(A block of data)
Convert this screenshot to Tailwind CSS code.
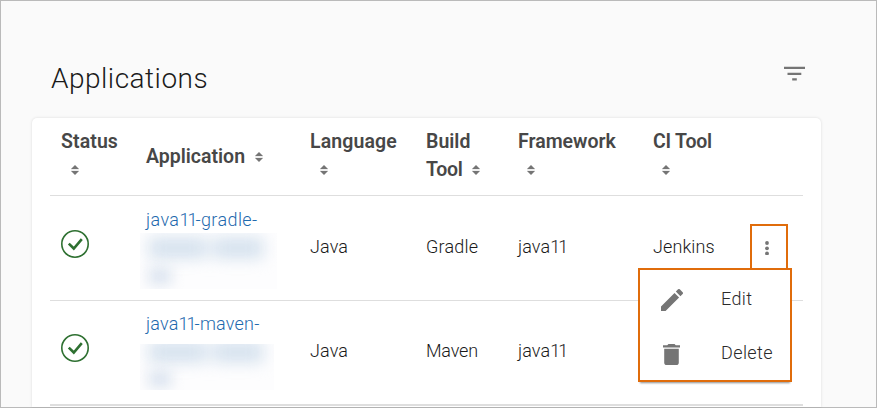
<!DOCTYPE html>
<html lang="en">
<head>
<meta charset="utf-8">
<title>Applications</title>
<script src="https://cdn.jsdelivr.net/npm/@tailwindcss/browser@4"></script>
</head>
<body class="h-[408px] w-[877px] overflow-hidden font-['Roboto',sans-serif]">
<svg class="hidden">
  <symbol id="sort" viewBox="0 0 8 10"><path d="M4 0 8 4H0ZM0 6H8L4 10Z" fill="#757575"/><path d="M0 4.5H8V5.5H0Z" fill="#ddd"/></symbol>
  <symbol id="ok" viewBox="0 0 28 28"><circle cx="14" cy="14" r="13.2" fill="none" stroke="#2e7031" stroke-width="1.6"/><path d="M7.8 13.6 12.8 18.5 20.8 9.2" fill="none" stroke="#2e7031" stroke-width="2.6"/></symbol>
</svg>
<div class="flex h-[408px] flex-col border border-[#bababa] bg-[#fafafa] pl-[31px] pr-[55px]">
  <header class="flex h-[117px] shrink-0 items-start justify-between pl-[19px] pr-[16px] pt-[60px]">
    <h1 class="text-[28px] leading-[36px] font-[350] tracking-[0.5px] text-[#1a1a1a]">Applications</h1>
    <svg class="mt-[5px] h-[16px] w-[21px]" viewBox="0 0 21 16"><path d="M0 .8H21V3H0ZM3.5 6.7H17.3V9H3.5ZM8.2 12.3H12.8V14.6H8.2Z" fill="#757575"/></svg>
  </header>
  <main class="relative h-[289px] overflow-visible rounded-t-[5px] bg-white px-[18px] shadow-[0_0_3px_rgba(0,0,0,0.13)]">
    <div class="grid h-[78px] grid-cols-[85px_164px_116px_92px_135px_1fr] border-b border-[#dedede] pl-[11px] pt-[9px] text-[19.5px] leading-[28px] font-semibold text-[#474747]">
      <div><div class="pt-px tracking-[0.1px]">Status</div><svg class="ml-[10px] mt-[9px] h-[10px] w-[8px]"><use href="#sort"/></svg></div>
      <div class="flex items-center pb-[9px]"><span>Application</span><svg class="ml-[10px] h-[10px] w-[8px]"><use href="#sort"/></svg></div>
      <div><div class="pt-px tracking-[0.1px]">Language</div><svg class="ml-[10px] mt-[9px] h-[10px] w-[8px]"><use href="#sort"/></svg></div>
      <div class="pt-px"><div>Build</div><div class="flex items-center"><span class="tracking-[-0.3px]">Tool</span><svg class="ml-[10px] h-[10px] w-[8px]"><use href="#sort"/></svg></div></div>
      <div><div class="pt-px">Framework</div><svg class="ml-[9px] mt-[9px] h-[10px] w-[8px]"><use href="#sort"/></svg></div>
      <div><div class="pt-px tracking-[-0.2px]">CI Tool</div><svg class="ml-[9px] mt-[9px] h-[10px] w-[8px]"><use href="#sort"/></svg></div>
    </div>
    <div class="grid h-[105px] grid-cols-[85px_164px_116px_92px_135px_105px_1fr] border-b border-[#dedede] pl-[11px] text-[18px] leading-[28px] font-[350] tracking-[0.1px] text-[#1a1a1a]">
      <div class="pt-[34px]"><svg class="h-[28px] w-[28px]"><use href="#ok"/></svg></div>
      <div class="pt-[10px] text-[#1f6aae]"><div class="tracking-[0.4px]">java<span class="tracking-[-2px]">11</span>-gradle-</div>
        <div class="-ml-[6px] -mt-px h-[56px] w-[137px] overflow-hidden bg-[#fdfdfe] pl-[9px] pt-[5px]"><div class="flex gap-[6px] blur-[8px]"><i class="h-[20px] w-[58px] bg-[#d3e0ed]"></i><i class="h-[20px] w-[50px] bg-[#d3e0ed]"></i></div><div class="mt-[10px] h-[16px] w-[22px] bg-[#d8e1ee] blur-[7px]"></div></div></div>
      <div class="pt-[37px]">Java</div><div class="pt-[37px] tracking-[0.2px]">Gradle</div><div class="pt-[37px]">java<span class="tracking-[-2px]">11</span></div><div class="pt-[37px]">Jenkins</div>
      <div class="pt-[45px] pl-[7px]"><svg class="h-[14px] w-[4px]" viewBox="0 0 4 14" fill="#757575"><circle cx="2" cy="2" r="1.9"/><circle cx="2" cy="7.3" r="1.9"/><circle cx="2" cy="12.5" r="1.9"/></svg></div>
    </div>
    <div class="grid h-[105px] grid-cols-[85px_164px_116px_92px_135px_1fr] border-b-2 border-[#dedede] pl-[11px] text-[18px] leading-[28px] font-[350] tracking-[0.1px] text-[#1a1a1a]">
      <div class="pt-[33px]"><svg class="h-[28px] w-[28px]"><use href="#ok"/></svg></div>
      <div class="pt-[9px] text-[#1f6aae]"><div class="tracking-[0.2px]">java<span class="tracking-[-2px]">11</span>-maven-</div>
        <div class="-ml-[6px] mt-[6px] h-[46px] w-[134px] overflow-hidden bg-[#fdfdfe] pl-[9px]"><div class="-mt-[2px] flex gap-[6px] blur-[8px]"><i class="h-[20px] w-[58px] bg-[#d3e0ed]"></i><i class="h-[20px] w-[50px] bg-[#d3e0ed]"></i></div><div class="mt-[9px] h-[16px] w-[22px] bg-[#d8e1ee] blur-[7px]"></div></div></div>
      <div class="pt-[36px]">Java</div><div class="pt-[36px] tracking-[-0.2px]">Maven</div><div class="pt-[36px]">java<span class="tracking-[-2px]">11</span></div>
    </div>
    <div class="absolute left-[718px] top-[106px] h-[46px] w-[38px] border-2 border-[#e06c0b]"></div>
    <div class="absolute left-[606px] top-[150px] h-[114px] w-[154px] border-2 border-[#e06c0b] bg-white pt-[2px] text-[18px] leading-[54px] font-[350] tracking-[0.4px] text-[#2a2a2a] shadow-[0_3px_2px_-2px_rgba(0,0,0,0.45)]">
      <div class="flex h-[54px] items-center"><svg class="ml-[21px] mr-[38px] mt-[2px] h-[22px] w-[22px]" viewBox="3 3 18 18" fill="#757575"><path d="M3 17.25V21h3.75L17.81 9.94l-3.75-3.75L3 17.25zM20.71 7.04a1 1 0 0 0 0-1.41l-2.34-2.34a1 1 0 0 0-1.41 0l-1.83 1.83 3.75 3.75 1.83-1.83z"/></svg>Edit</div>
      <div class="flex h-[54px] items-center"><svg class="ml-[23px] mr-[41px] mt-[2px] h-[21px] w-[17px]" viewBox="5 3 14 18" preserveAspectRatio="none" fill="#757575"><path d="M6 19c0 1.100.9 2 2 2h8c1.100 0 2-.9 2-2V7H6v12zM19 4h-3.500l-1-1h-5l-1 1H5v2h14V4z"/></svg>Delete</div>
    </div>
  </main>
</div>
</body>
</html>
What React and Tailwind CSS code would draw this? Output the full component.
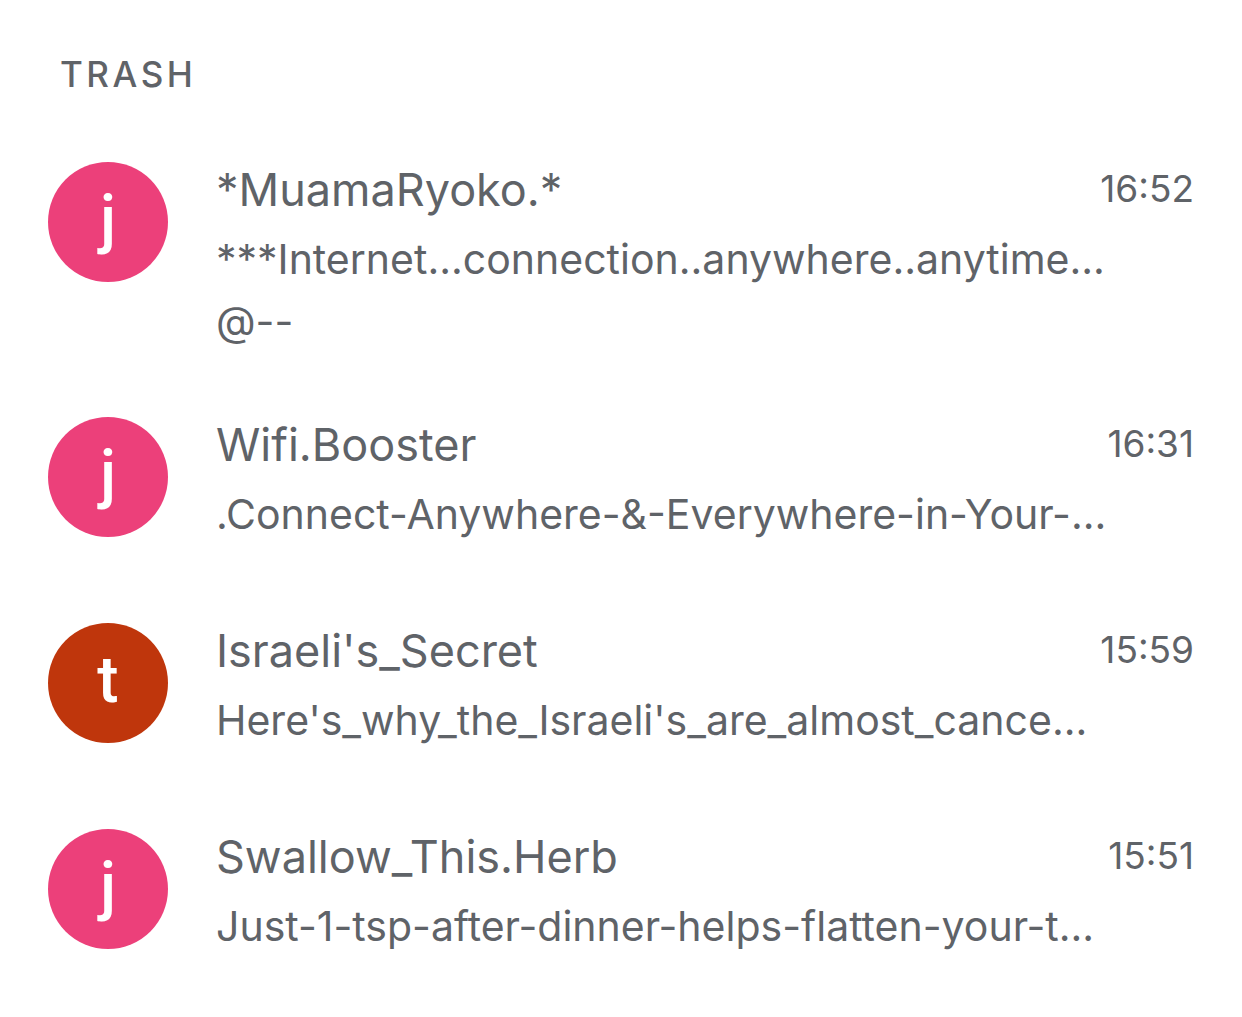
import React from 'react';

const messages = [
    { id: 1, initial: 'j', color: 'bg-[#ec407a]', sender: '*MuamaRyoko.*', time: '16:52', subject: '***Internet...connection..anywhere..anytime...', rest: '@--' },
    { id: 2, initial: 'j', color: 'bg-[#ec407a]', sender: 'Wifi.Booster', time: '16:31', subject: '.Connect-Anywhere-&-Everywhere-in-Your-...' },
    { id: 3, initial: 't', color: 'bg-[#bf360c]', sender: "Israeli's_Secret", time: '15:59', subject: "Here's_why_the_Israeli's_are_almost_cance..." },
    { id: 4, initial: 'j', color: 'bg-[#ec407a]', sender: 'Swallow_This.Herb', time: '15:51', subject: 'Just-1-tsp-after-dinner-helps-flatten-your-t...' }
];

const Avatar = ({ initial, color }) => (
    <div className={`flex h-30 w-30 shrink-0 items-center justify-center rounded-full pb-1 font-['Roboto',sans-serif] text-[64px] leading-none font-medium text-white ${color}`}>
        {initial}
    </div>
);

const Message = ({ message }) => (
    <li className="flex min-h-[141px] gap-12">
        <Avatar initial={message.initial} color={message.color} />
        <div className="min-w-0 flex-1">
            <div className="flex items-start justify-between">
                <h2 className="text-[45px] leading-[56px]">{message.sender}</h2>
                <time className="text-[37px] leading-[54px]">{message.time}</time>
            </div>
            <p className="mt-2.5 text-[41px] leading-[62px] whitespace-nowrap">{message.subject}</p>
            {message.rest && <p className="text-[41px] leading-[62px]">{message.rest}</p>}
        </div>
    </li>
);

const App = () => (
    <main className="min-h-screen bg-white p-12 font-['Inter',sans-serif] text-[#5f6368]">
        <h1 className="ml-3 text-[35px] leading-[52px] font-medium tracking-widest">TRASH</h1>
        <ul className="mt-[62px] flex flex-col gap-[65px]">
            {messages.map((message) => (
                <Message key={message.id} message={message} />
            ))}
        </ul>
    </main>
);

export default App;
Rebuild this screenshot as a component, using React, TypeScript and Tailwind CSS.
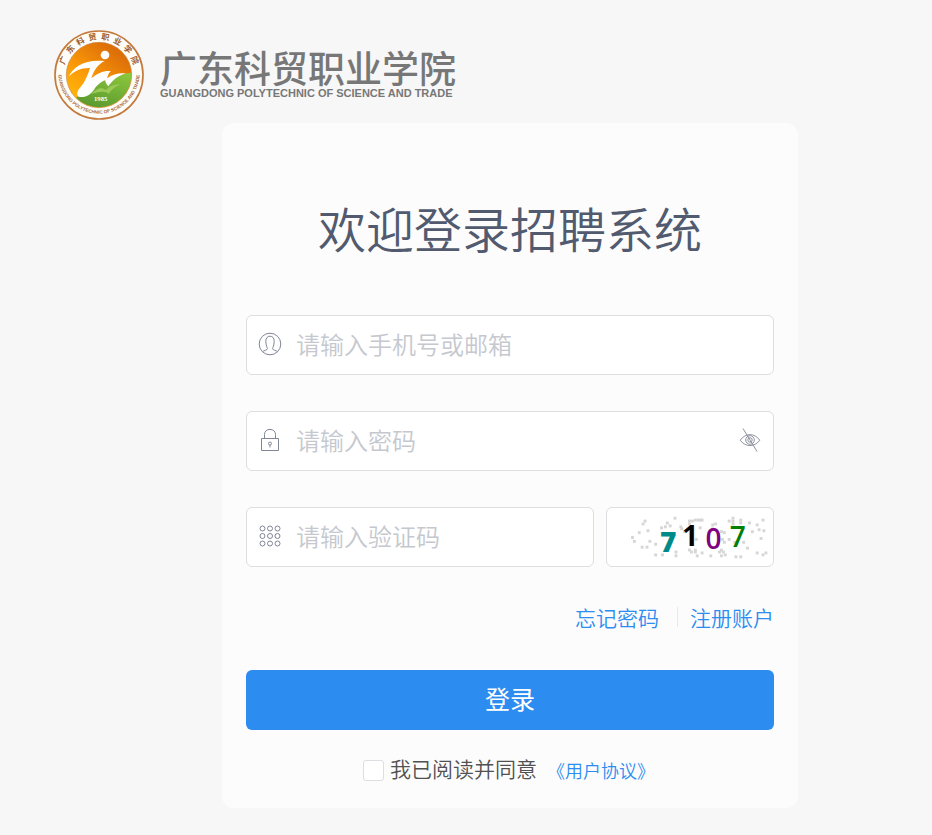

YOUR OBJECTIVE
Give the lines above again exactly, from the one containing "What React and" to the one containing "import React from 'react';", both included, but leave out the pictures.

SOLUTION TO THIS PROBLEM
What React and Tailwind CSS code would draw this? Output the full component.
import React from 'react';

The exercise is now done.